----- DATA SEGMENT

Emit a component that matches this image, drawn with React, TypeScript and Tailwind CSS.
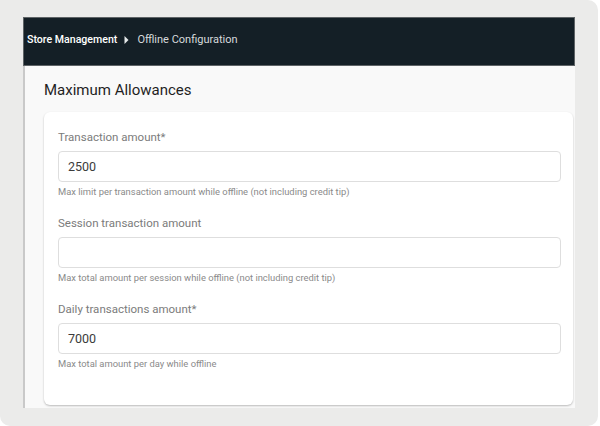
import React from 'react';

const fields = [
  { label: 'Transaction amount*', value: '2500', help: 'Max limit per transaction amount while offline (not including credit tip)' },
  { label: 'Session transaction amount', value: '', help: 'Max total amount per session while offline (not including credit tip)' },
  { label: 'Daily transactions amount*', value: '7000', help: 'Max total amount per day while offline' },
];

const Field = ({ label, value, help }: { label: string; value: string; help: string }) => (
  <div className="flex flex-col mb-[18px] last:mb-0">
    <label className="text-[11.5px] leading-[16px] text-[#7b7b7b] mb-[6px]">{label}</label>
    <input
      readOnly
      value={value}
      className="h-[31px] w-full border border-[#dedede] rounded-[4px] bg-white pl-[9px] text-[12.5px] text-[#3c3c3c] outline-none font-[Roboto]"
    />
    <span className="mt-[4px] text-[9.4px] leading-[11px] text-[#8a8a8a]">{help}</span>
  </div>
);

const App = () => {
  return (
    <div className="w-[600px] h-[426px] bg-white font-[Roboto,'Liberation_Sans',sans-serif]">
      <div className="w-[598px] h-[426px] bg-[#ebebea] rounded-tr-[10px] rounded-b-[10px] pt-[17px] pl-[23px] pr-[23px] pb-[18px]">
        <div className="flex flex-col h-full">
          <header className="h-[49px] shrink-0 bg-[#141f26] border border-[#5e6366] flex items-center pl-[3px] pb-[3px]">
            <span className="text-[10.6px] font-medium text-white">Store Management</span>
            <svg width="5" height="8" viewBox="0 0 5 8" className="block shrink-0 ml-[7px] mr-[8px]">
              <path d="M0.5 0 L4.5 4 L0.5 8 Z" fill="#e6e9ea" />
            </svg>
            <span className="text-[11px] text-[#d6dadc]">Offline Configuration</span>
          </header>
          <main className="flex-1 bg-[#f9f9f9] border-l-2 border-[#c9c9c9] pl-[19px] pr-[2px] pb-[4px] overflow-hidden">
            <h1 className="text-[15px] leading-[20px] text-[#1f1f1f] mt-[14px] mb-[12px]">Maximum Allowances</h1>
            <div className="bg-white rounded-[6px] shadow-[0_1px_2px_rgba(0,0,0,0.25)] pl-[14px] pr-[12px] pt-[17px] pb-[36px]">
              {fields.map((f) => (
                <Field key={f.label} {...f} />
              ))}
            </div>
          </main>
        </div>
      </div>
    </div>
  );
};

export default App;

----------

● WHAT IS EXPECTED
List the lines of the material in which the word "React" occurs.

● WRITTEN ANSWER
Emit a component that matches this image, drawn with React, TypeScript and Tailwind CSS.
import React from 'react';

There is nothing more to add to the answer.